#### Given information:
◆ ◆ ◆ ◆

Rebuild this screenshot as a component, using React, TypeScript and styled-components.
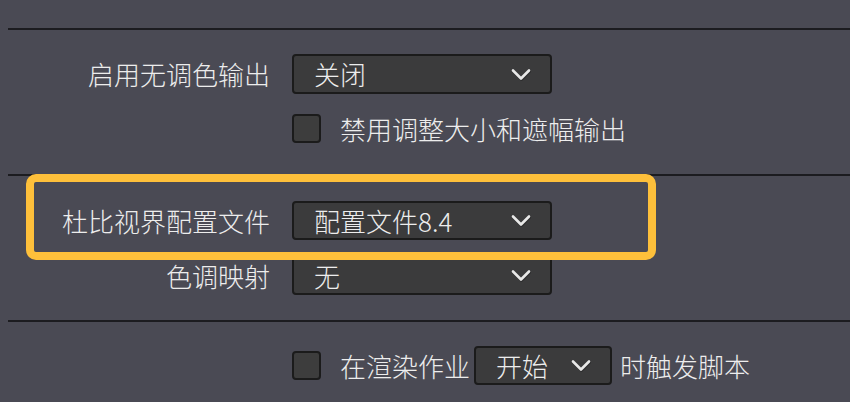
import styled, { createGlobalStyle } from "styled-components";

const GlobalStyle = createGlobalStyle`
  html, body {
    margin: 0;
    padding: 0;
    background: #4a4a54;
  }
  body {
    font-family: "Noto Sans CJK SC", "Noto Sans", sans-serif;
    font-weight: 300;
    color: #ededed;
  }
`;

const Page = styled.div`
  position: relative;
  width: 850px;
  height: 402px;
  overflow: hidden;
  padding: 28px 0 0 8px;
  box-sizing: border-box;
`;

const Divider = styled.div`
  height: 2px;
  background: #1c1c20;
`;

interface SectionProps {
  top: number;
  bottom: number;
  gap?: number;
}

const Section = styled.div<SectionProps>`
  display: flex;
  flex-direction: column;
  gap: ${(p) => p.gap ?? 0}px;
  padding-top: ${(p) => p.top}px;
  padding-bottom: ${(p) => p.bottom}px;
`;

interface RowProps {
  h: number;
}

const Row = styled.div<RowProps>`
  display: grid;
  grid-template-columns: 262px auto;
  column-gap: 22px;
  align-items: center;
  height: ${(p) => p.h}px;
`;

const Label = styled.div`
  text-align: right;
  font-size: 26px;
  line-height: 1;
  white-space: nowrap;
`;

interface SelectProps {
  w: number;
  h: number;
}

const Select = styled.div<SelectProps>`
  display: flex;
  align-items: center;
  justify-content: space-between;
  width: ${(p) => p.w}px;
  height: ${(p) => p.h}px;
  box-sizing: border-box;
  padding: 0 19px 0 20px;
  background: #3b3b3c;
  border: 2px solid #1b1b1b;
  border-radius: 4px;
  font-size: 26px;
  line-height: 1;
  white-space: nowrap;
`;

const Chevron = () => (
  <svg width="20" height="13" viewBox="0 0 20 13">
    <polyline
      points="2,2.5 10,10.5 18,2.5"
      fill="none"
      stroke="#1f1f1f"
      strokeWidth="3"
      strokeLinecap="round"
      strokeLinejoin="round"
      transform="translate(0.5,1)"
      opacity="0.5"
    />
    <polyline
      points="2,2.5 10,10.5 18,2.5"
      fill="none"
      stroke="#e8e8e8"
      strokeWidth="2.6"
      strokeLinecap="round"
      strokeLinejoin="round"
    />
  </svg>
);

const CheckLine = styled.div`
  display: flex;
  align-items: center;
  font-size: 26px;
  line-height: 1;
  white-space: nowrap;
`;

const CheckBox = styled.div`
  width: 29px;
  height: 29px;
  box-sizing: border-box;
  background: #3d3d3d;
  border: 2px solid #1b1b1b;
  border-radius: 4px;
  margin-right: 19px;
  flex-shrink: 0;
`;

interface InlineTextProps {
  left?: number;
  right?: number;
}

const InlineText = styled.span<InlineTextProps>`
  margin-left: ${(p) => p.left ?? 0}px;
  margin-right: ${(p) => p.right ?? 0}px;
`;

const Highlight = styled.div`
  position: absolute;
  left: 26px;
  top: 174px;
  width: 630px;
  height: 86px;
  box-sizing: border-box;
  border: 8px solid #fec03b;
  border-radius: 10px;
  pointer-events: none;
`;

export default function App() {
  return (
    <>
      <GlobalStyle />
      <Page>
        <Divider />
        <Section top={24} bottom={31} gap={20}>
          <Row h={40}>
            <Label>启用无调色输出</Label>
            <Select w={260} h={40}>
              <span>关闭</span>
              <Chevron />
            </Select>
          </Row>
          <Row h={29}>
            <span />
            <CheckLine>
              <CheckBox />
              禁用调整大小和遮幅输出
            </CheckLine>
          </Row>
        </Section>
        <Divider />
        <Section top={25} bottom={25} gap={16}>
          <Row h={39}>
            <Label>杜比视界配置文件</Label>
            <Select w={260} h={39}>
              <span>配置文件8.4</span>
              <Chevron />
            </Select>
          </Row>
          <Row h={39}>
            <Label>色调映射</Label>
            <Select w={260} h={39}>
              <span>无</span>
              <Chevron />
            </Select>
          </Row>
        </Section>
        <Divider />
        <Section top={24} bottom={0}>
          <Row h={39}>
            <span />
            <CheckLine>
              <CheckBox />
              <InlineText right={4}>在渲染作业</InlineText>
              <Select w={138} h={39}>
                <span>开始</span>
                <Chevron />
              </Select>
              <InlineText left={8}>时触发脚本</InlineText>
            </CheckLine>
          </Row>
        </Section>
        <Highlight />
      </Page>
    </>
  );
}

◆ ◆ ◆ ◆

#### Stated problem:
Exclude every picture and copy the remaining data exactly.

#### Full answer:
Rebuild this screenshot as a component, using React, TypeScript and styled-components.
import styled, { createGlobalStyle } from "styled-components";

const GlobalStyle = createGlobalStyle`
  html, body {
    margin: 0;
    padding: 0;
    background: #4a4a54;
  }
  body {
    font-family: "Noto Sans CJK SC", "Noto Sans", sans-serif;
    font-weight: 300;
    color: #ededed;
  }
`;

const Page = styled.div`
  position: relative;
  width: 850px;
  height: 402px;
  overflow: hidden;
  padding: 28px 0 0 8px;
  box-sizing: border-box;
`;

const Divider = styled.div`
  height: 2px;
  background: #1c1c20;
`;

interface SectionProps {
  top: number;
  bottom: number;
  gap?: number;
}

const Section = styled.div<SectionProps>`
  display: flex;
  flex-direction: column;
  gap: ${(p) => p.gap ?? 0}px;
  padding-top: ${(p) => p.top}px;
  padding-bottom: ${(p) => p.bottom}px;
`;

interface RowProps {
  h: number;
}

const Row = styled.div<RowProps>`
  display: grid;
  grid-template-columns: 262px auto;
  column-gap: 22px;
  align-items: center;
  height: ${(p) => p.h}px;
`;

const Label = styled.div`
  text-align: right;
  font-size: 26px;
  line-height: 1;
  white-space: nowrap;
`;

interface SelectProps {
  w: number;
  h: number;
}

const Select = styled.div<SelectProps>`
  display: flex;
  align-items: center;
  justify-content: space-between;
  width: ${(p) => p.w}px;
  height: ${(p) => p.h}px;
  box-sizing: border-box;
  padding: 0 19px 0 20px;
  background: #3b3b3c;
  border: 2px solid #1b1b1b;
  border-radius: 4px;
  font-size: 26px;
  line-height: 1;
  white-space: nowrap;
`;

const Chevron = () => (
  <svg width="20" height="13" viewBox="0 0 20 13">
    <polyline
      points="2,2.5 10,10.5 18,2.5"
      fill="none"
      stroke="#1f1f1f"
      strokeWidth="3"
      strokeLinecap="round"
      strokeLinejoin="round"
      transform="translate(0.5,1)"
      opacity="0.5"
    />
    <polyline
      points="2,2.5 10,10.5 18,2.5"
      fill="none"
      stroke="#e8e8e8"
      strokeWidth="2.6"
      strokeLinecap="round"
      strokeLinejoin="round"
    />
  </svg>
);

const CheckLine = styled.div`
  display: flex;
  align-items: center;
  font-size: 26px;
  line-height: 1;
  white-space: nowrap;
`;

const CheckBox = styled.div`
  width: 29px;
  height: 29px;
  box-sizing: border-box;
  background: #3d3d3d;
  border: 2px solid #1b1b1b;
  border-radius: 4px;
  margin-right: 19px;
  flex-shrink: 0;
`;

interface InlineTextProps {
  left?: number;
  right?: number;
}

const InlineText = styled.span<InlineTextProps>`
  margin-left: ${(p) => p.left ?? 0}px;
  margin-right: ${(p) => p.right ?? 0}px;
`;

const Highlight = styled.div`
  position: absolute;
  left: 26px;
  top: 174px;
  width: 630px;
  height: 86px;
  box-sizing: border-box;
  border: 8px solid #fec03b;
  border-radius: 10px;
  pointer-events: none;
`;

export default function App() {
  return (
    <>
      <GlobalStyle />
      <Page>
        <Divider />
        <Section top={24} bottom={31} gap={20}>
          <Row h={40}>
            <Label>启用无调色输出</Label>
            <Select w={260} h={40}>
              <span>关闭</span>
              <Chevron />
            </Select>
          </Row>
          <Row h={29}>
            <span />
            <CheckLine>
              <CheckBox />
              禁用调整大小和遮幅输出
            </CheckLine>
          </Row>
        </Section>
        <Divider />
        <Section top={25} bottom={25} gap={16}>
          <Row h={39}>
            <Label>杜比视界配置文件</Label>
            <Select w={260} h={39}>
              <span>配置文件8.4</span>
              <Chevron />
            </Select>
          </Row>
          <Row h={39}>
            <Label>色调映射</Label>
            <Select w={260} h={39}>
              <span>无</span>
              <Chevron />
            </Select>
          </Row>
        </Section>
        <Divider />
        <Section top={24} bottom={0}>
          <Row h={39}>
            <span />
            <CheckLine>
              <CheckBox />
              <InlineText right={4}>在渲染作业</InlineText>
              <Select w={138} h={39}>
                <span>开始</span>
                <Chevron />
              </Select>
              <InlineText left={8}>时触发脚本</InlineText>
            </CheckLine>
          </Row>
        </Section>
        <Highlight />
      </Page>
    </>
  );
}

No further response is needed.